JAKARTA, Indonesia — When bomb blasts tore through two luxury hotels in Indonesia’s capital where Andi Suhandi worked as a florist, he tried to phone a colleague to make sure he was safe.
There was no answer. Flower arranger Ibrohim Muharram went missing after the twin suicide attacks at the J.W. Marriott and Ritz-Carlton hotels on July 17, which killed seven people and wounded more than 50 others. Within days, it emerged that he had resigned his job the morning of the bombings.

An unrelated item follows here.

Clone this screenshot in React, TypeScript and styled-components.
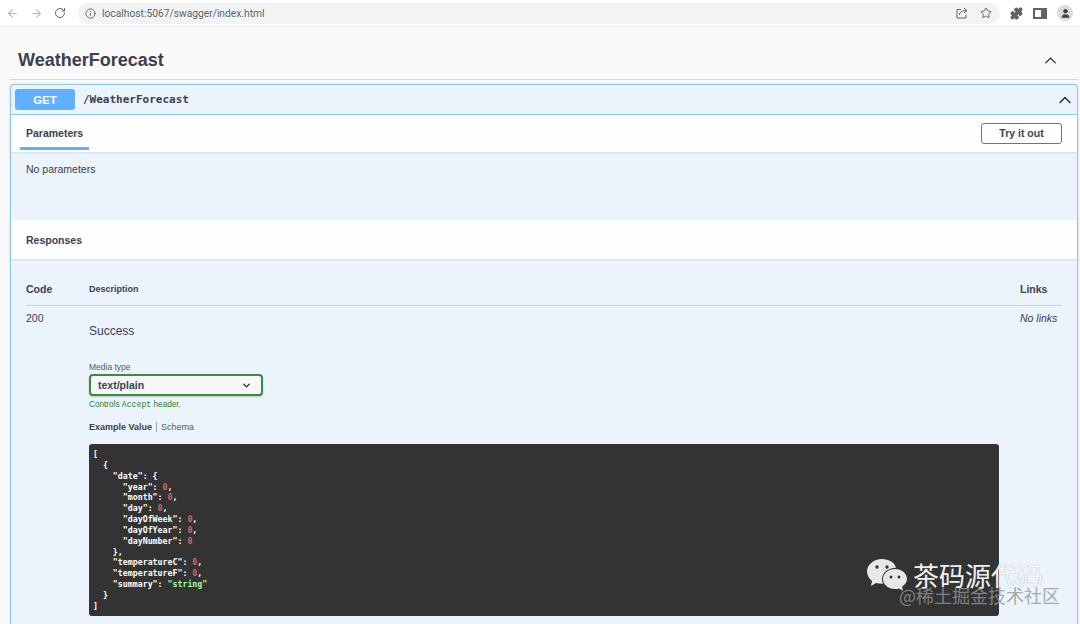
import React from "react";
import styled, { createGlobalStyle } from "styled-components";
import { ArrowLeft, ArrowRight, RotateCw, Info, Star, Puzzle, ChevronUp, ChevronDown, User } from "lucide-react";

const Global = createGlobalStyle`
  html, body { margin: 0; padding: 0; height: 624px; overflow: hidden; background: #fafafa; }
  body { font-family: "Liberation Sans", Arial, sans-serif; color: #3b4151; }
  * { box-sizing: border-box; }
`;
const Page = styled.div`position: relative; width: 1080px; height: 624px; overflow: hidden;`;
const Chrome = styled.div`
  height: 27px; background: #fff; display: flex; align-items: center; padding: 0 6px;
  border-bottom: 1px solid #eeeeee; color: #5f6368;
`;
const NavIcon = styled.span<{ $w?: number; $dim?: boolean }>`
  width: ${p => p.$w ?? 24}px; display: flex; color: ${p => (p.$dim ? "#b4b7bb" : "#5f6368")};
`;
const AddressBar = styled.div`
  width: 922px; height: 21px; margin-left: 4px; border-radius: 11px; background: #f1f3f4;
  display: flex; align-items: center; padding: 0 8px 0 7px; gap: 12px;
`;
const Url = styled.span`font-size: 10.25px; color: #5f6368; flex: 1; font-family: "Roboto", sans-serif; margin-left: -6px;`;
const Tools = styled.div`display: flex; align-items: center; margin-left: 10px; gap: 10px;`;
const Avatar = styled.span`
  width: 16px; height: 16px; border-radius: 50%; background: #dadce0; color: #3c4043;
  display: flex; align-items: center; justify-content: center;
`;
const Panel = styled.div`
  width: 14px; height: 11px; border: 2px solid #5f6368; border-right-width: 6px;
`;
const Main = styled.main`padding: 14px 2px 0 10px;`;
const SectionTitle = styled.div`
  height: 39px; display: flex; align-items: center; justify-content: space-between;
  border-bottom: 1px solid #d9dadc; padding: 0 18px 0 8px;
`;
const H = styled.h3`margin: 1px 0 0; font-size: 18px; font-weight: 700; color: #3b4151;`;
const Op = styled.section`
  margin-top: 4px; width: 1068px; height: 600px; border: 1px solid #90c5f4; border-bottom: 0; border-radius: 4px 4px 0 0;
  background: #ebf3fc; box-shadow: 0 0 3px rgba(0,0,0,.12);
`;
const Summary = styled.div`
  height: 30px; display: flex; align-items: center; padding: 0 2px 0 4px; border-bottom: 1px solid #90c5f4;
`;
const Method = styled.span`
  width: 60px; height: 21px; background: #61affe; color: #fff; border-radius: 3px; font-weight: 700; font-size: 11.5px;
  display: flex; align-items: center; justify-content: center;
`;
const PathText = styled.span`
  margin-left: 8px; flex: 1; font: 700 11px "DejaVu Sans Mono", monospace; color: #3b4151;
`;
const BarRow = styled.div<{ $h: number }>`
  height: ${p => p.$h}px; background: rgba(255,255,255,.85); display: flex; align-items: center;
  justify-content: space-between; padding: 0 15px; box-shadow: 0 1px 2px rgba(0,0,0,.1); position: relative;
`;
const Tab = styled.div`
  align-self: stretch; width: 69px; margin-left: -6px; padding: 12px 0 0 6px; font-size: 10.5px; font-weight: 700;
  border-bottom: 3px solid #61affe; height: 35px; color: #3b4151;
`;
const Heading = styled.div`font-size: 10.5px; font-weight: 700; color: #3b4151;`;
const TryBtn = styled.button`
  width: 81px; height: 21px; margin-top: -1px; background: transparent; border: 1px solid #6f7480; border-radius: 3px;
  font: 700 10.5px "Liberation Sans", sans-serif; color: #3b4151; padding: 0;
`;
const NoParams = styled.div`height: 68px; padding: 11px 15px; font-size: 10.5px; color: #3b4151;`;
const Responses = styled.div`padding: 0 15px;`;
const HeaderRow = styled.div`
  display: grid; grid-template-columns: 63px 1fr 42px; height: 47px; align-items: center; padding-top: 13px;
  border-bottom: 1px solid #cdd2d9;
`;
const Col = styled.div<{ $small?: boolean }>`font-size: ${p => (p.$small ? 9 : 10.5)}px; font-weight: 700; color: #3b4151;`;
const BodyRow = styled.div`display: grid; grid-template-columns: 63px 1fr 42px; padding-top: 6px;`;
const Code = styled.div`font-size: 10.5px; color: #3b4151;`;
const NoLinks = styled.div`font-size: 10.5px; font-style: italic; color: #3b4151;`;
const Desc = styled.div`display: flex; flex-direction: column; align-items: flex-start;`;
const Success = styled.div`margin-top: 12px; font-size: 12px; color: #3b4151; height: 37px;`;
const Label = styled.div`margin-top: 1px; font-size: 8.5px; color: #555b68; height: 12px;`;
const Select = styled.div`
  width: 174px; height: 22px; border: 2px solid #3d8b40; border-radius: 4px; background: #f7f7f7;
  display: flex; align-items: center; justify-content: space-between; padding: 0 9px 0 7px;
  font-size: 10.5px; font-weight: 700; color: #3b4151; box-shadow: 0 1px 2px rgba(0,0,0,.2);
`;
const Controls = styled.div`margin-top: 4px; font-size: 8.2px; color: #2f8132; height: 11px;`;
const Mono = styled.span`font-family: "Liberation Mono", monospace;`;
const Tabs = styled.div`margin-top: 10px; display: flex; align-items: center; font-size: 9px; height: 11px;`;
const ActiveTab = styled.span`font-weight: 700; color: #3b4151; padding-right: 4px; border-right: 1px solid #9aa0a9;`;
const OtherTab = styled.span`color: #555b68; padding-left: 4px;`;
const CodeBlock = styled.div`
  margin: 12px 0 0; width: 910px; height: 172px; padding: 5px 4px; border-radius: 3px; background: #333333;
  color: #fff; font: 700 8.25px/10.85px "DejaVu Sans Mono", monospace; white-space: pre;
`;
const CodeLine = styled.div`height: 10.85px;`;
const Num = styled.span`color: #d36363;`;
const Str = styled.span`color: #a2fca2;`;
const Watermark = styled.div`
  position: absolute; left: 866px; top: 558px; width: 200px; height: 50px; color: #fff;
`;
const Brand = styled.div`
  position: absolute; left: 47px; top: 2px; font: 400 26px/30px "Noto Sans CJK SC", sans-serif; white-space: nowrap;
  color: rgba(255,255,255,.92); text-shadow: 0 0 1px rgba(120,120,120,.7);
`;
const Credit = styled.div`
  position: absolute; left: 33px; top: 27px; font: 400 18px/20px "Noto Sans CJK SC", sans-serif; white-space: nowrap;
  color: rgba(150,150,150,.8);
`;
const Logo = styled.svg`position: absolute; left: 0; top: 0;`;

type Line = { text: string; num?: boolean; str?: boolean; tail?: string };
const lines: Line[] = [
  { text: "[" },
  { text: "  {" },
  { text: '    "date": {' },
  { text: '      "year": ', num: true, tail: "," },
  { text: '      "month": ', num: true, tail: "," },
  { text: '      "day": ', num: true, tail: "," },
  { text: '      "dayOfWeek": ', num: true, tail: "," },
  { text: '      "dayOfYear": ', num: true, tail: "," },
  { text: '      "dayNumber": ', num: true },
  { text: "    }," },
  { text: '    "temperatureC": ', num: true, tail: "," },
  { text: '    "temperatureF": ', num: true, tail: "," },
  { text: '    "summary": ', str: true },
  { text: "  }" },
  { text: "]" },
];

export default function App() {
  return (
    <Page>
      <Global />
      <Chrome>
        <NavIcon $dim><ArrowLeft size={13} /></NavIcon>
        <NavIcon $dim><ArrowRight size={13} /></NavIcon>
        <NavIcon $w={20}><RotateCw size={12} /></NavIcon>
        <AddressBar>
          <Info size={11} />
          <Url>localhost:5067/swagger/index.html</Url>
          <svg width="12" height="12" viewBox="0 0 12 12" fill="none" stroke="#5f6368" strokeWidth="1">
            <path d="M5 2.500H1v8.500h9V7.500" />
            <path d="M3.500 8c0-3 2.500-4.500 7-4.500M8 1l3 2.500L8 6" />
          </svg>
          <Star size={12} />
        </AddressBar>
        <Tools>
          <Puzzle size={13} fill="#5f6368" />
          <Panel />
          <Avatar><User size={11} fill="#3c4043" /></Avatar>
        </Tools>
      </Chrome>
      <Main>
        <SectionTitle>
          <H>WeatherForecast</H>
          <ChevronUp size={19} color="#222" strokeWidth={1.6} />
        </SectionTitle>
        <Op>
          <Summary>
            <Method>GET</Method>
            <PathText>/WeatherForecast</PathText>
            <ChevronUp size={20} color="#222" strokeWidth={1.6} />
          </Summary>
          <BarRow $h={37}>
            <Tab>Parameters</Tab>
            <TryBtn>Try it out</TryBtn>
          </BarRow>
          <NoParams>No parameters</NoParams>
          <BarRow $h={39}><Heading>Responses</Heading></BarRow>
          <Responses>
            <HeaderRow>
              <Col>Code</Col>
              <Col $small>Description</Col>
              <Col>Links</Col>
            </HeaderRow>
            <BodyRow>
              <Code>200</Code>
              <Desc>
                <Success>Success</Success>
                <Label>Media type</Label>
                <Select>text/plain<ChevronDown size={11} color="#222" strokeWidth={2.8} /></Select>
                <Controls>Controls <Mono>Accept</Mono> header.</Controls>
                <Tabs><ActiveTab>Example Value</ActiveTab><OtherTab>Schema</OtherTab></Tabs>
                <CodeBlock>
                  {lines.map((l, i) => (
                    <CodeLine key={i}>
                      {l.text}
                      {l.num && <Num>0</Num>}
                      {l.str && <Str>"string"</Str>}
                      {l.tail}
                    </CodeLine>
                  ))}
                </CodeBlock>
              </Desc>
              <NoLinks>No links</NoLinks>
            </BodyRow>
          </Responses>
        </Op>
      </Main>
      <Watermark>
        <Logo width="44" height="36" viewBox="0 0 44 36">
          <path d="M16 1C8 1 1 6.500 1 13.500c0 4 2 7 5 9.500l-1 5 5-3c2 .6 4 .8 6 .8h1c-.6-1.500-1-3-1-4.500 0-6.500 6-11.500 14-11.500C29 4.500 23 1 16 1z" fill="#e8e8e8" />
          <path d="M29 11c-7 0-12 4.500-12 10s5 10 12 10c1.500 0 3-.3 4-.6l4 2.300-1-4c3-2 5-4.700 5-7.700 0-5.500-5-10-12-10z" fill="#e8e8e8" />
          <circle cx="11" cy="9" r="1.700" fill="#333" /><circle cx="21" cy="9" r="1.700" fill="#333" />
          <circle cx="25" cy="19" r="1.500" fill="#333" /><circle cx="33" cy="19" r="1.500" fill="#333" />
        </Logo>
        <Brand>茶码源代码</Brand>
        <Credit>@稀土掘金技术社区</Credit>
      </Watermark>
    </Page>
  );
}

Police on Wednesday disclosed that Ibrohim — Suhandi’s roommate and friend of three years, whom he described as a “polite” man who used to give flowers to their neighbors on Valentine’s Day — had smuggled in the explosives used in the bombings. He allegedly orchestrated the attacks with Southeast Asia’s most wanted terrorism suspect, Noordin Muhammad Top.
Indonesian counterterrorism forces thought they killed Noordin during a 16-hour siege last weekend, but DNA results released Wednesday yielded an embarrassing finding. The body was not that of Noordin, but Ibrohim, national police spokesman Nanan Sukarna said.
“I can’t imagine a good man like him would . . . attack and kill people with bombs,” Suhandi, 47, told The Associated Press in an interview, still reeling from the news that Ibrohim’s body was recovered from the militant safe house raided in central Java. “Words can’t describe my feelings.”
The bombings, which claimed six foreign victims, shattered a four-year lull in terror attacks in the world’s most populous Muslim nation and showed that militants remain a deadly threat here despite the U.S.-backed arrests of hundreds of insurgent suspects.
Ibrohim, 37, a married father of four children, was “a quiet, polite and friendly man who gave his neighbors flowers on Valentine’s Day” and never openly expressed radical religious beliefs, although he had a collection of books on violent jihad, or holy war, Suhandi said.
The two shared a house in Jakarta with other colleagues for nearly a year, before Ibrohim packed up and left nearly three months ago, saying he was moving to a cheaper location, Suhandi said.
“We never discussed his books, maybe that was because he knew that we had different interests,” Suhandi said.
At least five suspects in the hotel bombings remain at large, including Noordin, while two others have been shot and killed in police raids.
“The investigation is far from over, and there is much left unexplained,” said Jim Della-Giacoma, Southeast Asia project director for the International Crisis Group think tank.
Muharram had resigned his job on the morning of the bombings, said Allan Orlob, head of security of the U.S.-owned J.W. Marriott and Ritz-Carlton. In a letter to his employer, he requested that his last paycheck be used to reimburse several people who had loaned him money. His friends were asked in the short, handwritten note that he left at the hotel reception to forgive him.